- Education: Cornell University
- Website: https://corneliustulloch.cargo.site/

= Cornelius Tulloch =

American artist

Cornelius Tulloch is an interdisciplinary artist and designer based in Miami, Florida.

== Background and early life ==
Tulloch's father is Jamaican and his mother is African American. He went Design and Architecture Senior High and received the U.S. Presidential Scholar in the Arts award. He studied architecture at Cornell University.

== Career ==
Tulloch participated in an artist residency program in 2022 where he spent time in the Florida Everglades and examined how they may be spaces for Black liberation.
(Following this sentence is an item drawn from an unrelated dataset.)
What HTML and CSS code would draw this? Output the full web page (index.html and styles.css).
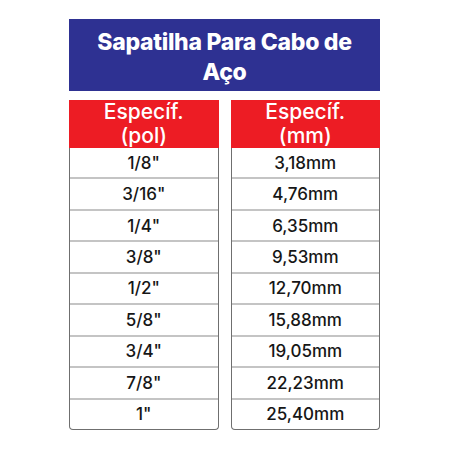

He was influenced by Florida Highwaymen and Black Seminoles to create mixed media and photography based works as part of the residency. He created the piece Everglades Portrait. In 2022, Tulloch also created Bougainvillea: An Exploration of Adornment which focuses on Caribbean culture. Tulloch held an exhibition with his mentor Danny Baez, called Vendah in 2023. He received the YoungArts Jorge M. Pérez Award and a $25,000 award. In 2024, he was selected as Laureate for the Bakehouse x Cité internationale des arts residency within the Bakehouse Art Complex, Miami. He also presented his work at John F. Kennedy Center for the Performing Arts and won U.S. Presidential Scholars in the Arts award.